◆ Given data
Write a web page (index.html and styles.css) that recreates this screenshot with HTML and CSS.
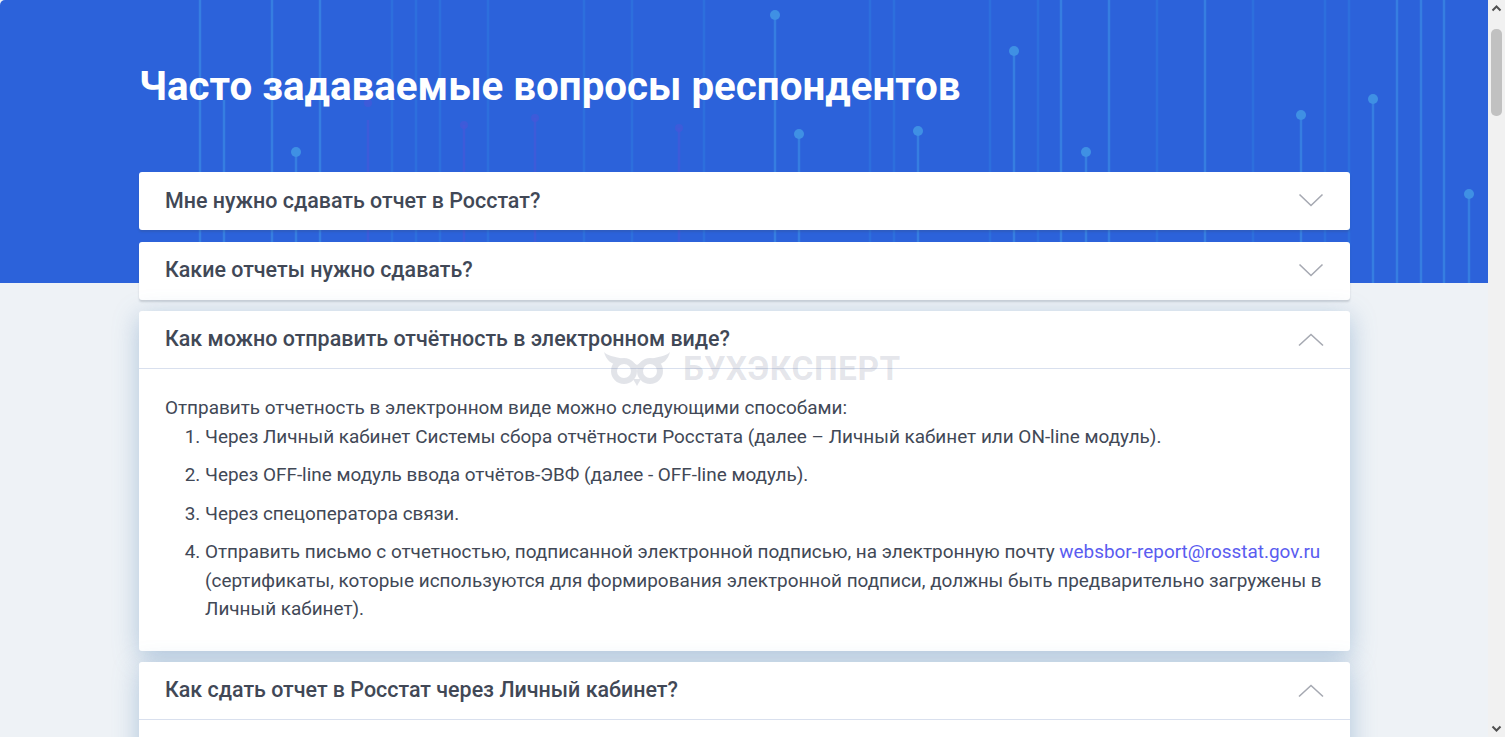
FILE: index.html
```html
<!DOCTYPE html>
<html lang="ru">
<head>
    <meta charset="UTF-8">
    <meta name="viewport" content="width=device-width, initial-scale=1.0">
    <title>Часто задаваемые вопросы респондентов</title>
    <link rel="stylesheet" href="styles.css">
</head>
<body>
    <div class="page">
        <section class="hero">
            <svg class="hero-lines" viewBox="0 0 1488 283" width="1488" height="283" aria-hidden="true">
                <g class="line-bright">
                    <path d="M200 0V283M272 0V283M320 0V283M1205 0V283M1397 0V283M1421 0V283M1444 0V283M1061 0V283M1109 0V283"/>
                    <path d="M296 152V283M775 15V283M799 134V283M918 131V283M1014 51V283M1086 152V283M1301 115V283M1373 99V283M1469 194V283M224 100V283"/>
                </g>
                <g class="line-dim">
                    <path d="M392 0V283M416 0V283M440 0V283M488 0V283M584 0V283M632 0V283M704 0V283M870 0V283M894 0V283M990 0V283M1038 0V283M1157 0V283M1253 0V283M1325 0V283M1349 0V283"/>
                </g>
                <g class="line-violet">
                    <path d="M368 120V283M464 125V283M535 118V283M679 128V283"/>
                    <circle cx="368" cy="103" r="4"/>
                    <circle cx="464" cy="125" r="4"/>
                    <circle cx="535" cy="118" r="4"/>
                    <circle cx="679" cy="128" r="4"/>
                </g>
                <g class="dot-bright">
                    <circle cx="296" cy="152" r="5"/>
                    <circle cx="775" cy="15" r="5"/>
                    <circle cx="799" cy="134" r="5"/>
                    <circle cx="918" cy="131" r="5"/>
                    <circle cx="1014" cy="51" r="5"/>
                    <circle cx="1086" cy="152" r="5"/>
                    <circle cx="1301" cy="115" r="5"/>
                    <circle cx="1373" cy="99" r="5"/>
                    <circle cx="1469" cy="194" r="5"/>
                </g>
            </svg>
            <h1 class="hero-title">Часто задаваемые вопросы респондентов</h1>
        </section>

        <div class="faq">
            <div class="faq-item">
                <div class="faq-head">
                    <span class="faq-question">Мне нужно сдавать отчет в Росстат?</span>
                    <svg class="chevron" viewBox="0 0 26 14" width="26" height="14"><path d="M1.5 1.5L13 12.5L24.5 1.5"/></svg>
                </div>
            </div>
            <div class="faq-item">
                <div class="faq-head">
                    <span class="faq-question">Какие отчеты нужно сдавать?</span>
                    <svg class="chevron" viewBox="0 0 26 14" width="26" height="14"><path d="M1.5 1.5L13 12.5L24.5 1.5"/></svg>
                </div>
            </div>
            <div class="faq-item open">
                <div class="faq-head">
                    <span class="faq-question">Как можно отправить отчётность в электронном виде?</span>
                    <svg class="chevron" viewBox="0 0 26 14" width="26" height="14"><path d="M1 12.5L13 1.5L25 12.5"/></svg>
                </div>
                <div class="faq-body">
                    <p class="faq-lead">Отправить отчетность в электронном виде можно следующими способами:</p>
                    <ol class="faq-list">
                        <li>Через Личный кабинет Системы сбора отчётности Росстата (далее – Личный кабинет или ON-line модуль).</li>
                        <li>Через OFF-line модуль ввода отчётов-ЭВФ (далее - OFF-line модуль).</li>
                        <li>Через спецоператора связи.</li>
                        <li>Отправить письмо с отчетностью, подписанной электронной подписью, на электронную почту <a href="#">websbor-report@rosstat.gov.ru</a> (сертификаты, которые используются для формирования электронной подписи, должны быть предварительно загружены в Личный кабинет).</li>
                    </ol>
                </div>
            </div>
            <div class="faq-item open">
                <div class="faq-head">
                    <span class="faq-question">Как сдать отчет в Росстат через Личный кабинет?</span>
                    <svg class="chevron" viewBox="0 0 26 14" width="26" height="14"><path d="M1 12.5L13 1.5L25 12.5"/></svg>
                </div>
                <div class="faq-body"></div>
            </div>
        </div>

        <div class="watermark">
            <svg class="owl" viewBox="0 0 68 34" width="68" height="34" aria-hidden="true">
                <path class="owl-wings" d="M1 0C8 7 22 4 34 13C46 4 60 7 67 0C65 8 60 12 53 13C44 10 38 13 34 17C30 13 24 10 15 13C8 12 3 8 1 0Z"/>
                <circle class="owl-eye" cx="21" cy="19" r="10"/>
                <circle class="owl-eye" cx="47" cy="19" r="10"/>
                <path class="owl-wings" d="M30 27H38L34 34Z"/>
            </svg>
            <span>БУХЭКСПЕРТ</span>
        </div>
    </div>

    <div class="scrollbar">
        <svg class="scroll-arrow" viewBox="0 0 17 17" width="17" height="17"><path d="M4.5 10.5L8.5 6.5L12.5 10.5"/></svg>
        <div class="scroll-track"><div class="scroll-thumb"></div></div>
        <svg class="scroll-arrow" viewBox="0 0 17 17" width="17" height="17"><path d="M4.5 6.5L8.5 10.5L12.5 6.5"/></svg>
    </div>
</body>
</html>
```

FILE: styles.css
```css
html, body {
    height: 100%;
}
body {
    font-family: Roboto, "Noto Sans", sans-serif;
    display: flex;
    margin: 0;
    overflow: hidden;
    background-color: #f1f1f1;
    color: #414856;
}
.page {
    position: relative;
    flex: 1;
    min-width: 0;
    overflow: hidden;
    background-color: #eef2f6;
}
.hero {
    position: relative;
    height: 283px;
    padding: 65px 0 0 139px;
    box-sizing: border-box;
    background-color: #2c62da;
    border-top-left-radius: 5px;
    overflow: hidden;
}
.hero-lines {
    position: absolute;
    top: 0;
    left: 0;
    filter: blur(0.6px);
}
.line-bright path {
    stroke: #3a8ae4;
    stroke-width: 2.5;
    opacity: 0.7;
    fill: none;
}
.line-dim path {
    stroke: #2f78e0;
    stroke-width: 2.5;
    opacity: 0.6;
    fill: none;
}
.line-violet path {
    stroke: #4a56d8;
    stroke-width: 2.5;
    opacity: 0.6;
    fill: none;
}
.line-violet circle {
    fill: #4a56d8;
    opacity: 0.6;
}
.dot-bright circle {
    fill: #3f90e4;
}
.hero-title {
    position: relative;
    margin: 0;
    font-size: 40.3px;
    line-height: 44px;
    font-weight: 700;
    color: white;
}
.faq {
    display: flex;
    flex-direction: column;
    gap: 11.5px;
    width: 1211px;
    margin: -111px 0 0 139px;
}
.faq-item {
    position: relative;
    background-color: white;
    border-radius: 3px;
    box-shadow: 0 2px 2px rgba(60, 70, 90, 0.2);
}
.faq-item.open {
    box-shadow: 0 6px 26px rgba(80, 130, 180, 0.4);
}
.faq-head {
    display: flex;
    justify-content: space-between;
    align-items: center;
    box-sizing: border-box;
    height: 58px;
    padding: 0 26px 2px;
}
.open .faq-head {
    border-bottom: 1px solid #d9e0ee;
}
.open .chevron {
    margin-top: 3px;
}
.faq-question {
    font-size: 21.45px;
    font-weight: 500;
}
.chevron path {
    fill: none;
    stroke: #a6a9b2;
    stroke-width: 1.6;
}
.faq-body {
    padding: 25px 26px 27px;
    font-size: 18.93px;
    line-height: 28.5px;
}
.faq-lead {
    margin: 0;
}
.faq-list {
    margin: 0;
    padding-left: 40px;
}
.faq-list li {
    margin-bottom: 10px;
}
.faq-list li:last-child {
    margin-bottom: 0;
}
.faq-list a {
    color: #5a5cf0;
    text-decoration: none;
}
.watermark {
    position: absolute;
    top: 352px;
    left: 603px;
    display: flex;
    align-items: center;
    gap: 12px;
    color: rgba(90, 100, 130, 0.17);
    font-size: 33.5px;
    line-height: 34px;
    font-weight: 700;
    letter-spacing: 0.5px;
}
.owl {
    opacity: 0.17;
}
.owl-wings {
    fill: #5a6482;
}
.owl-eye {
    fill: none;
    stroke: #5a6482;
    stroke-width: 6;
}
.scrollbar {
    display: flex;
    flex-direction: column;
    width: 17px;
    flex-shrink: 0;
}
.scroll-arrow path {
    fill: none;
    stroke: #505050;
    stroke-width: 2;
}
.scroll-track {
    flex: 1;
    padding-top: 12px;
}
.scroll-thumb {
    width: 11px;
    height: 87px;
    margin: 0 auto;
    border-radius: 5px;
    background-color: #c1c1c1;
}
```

◆ What to do
Identify the lines that hold the word "index". Copy every one of them.

◆ Result for this task
Write a web page (index.html and styles.css) that recreates this screenshot with HTML and CSS.
FILE: index.html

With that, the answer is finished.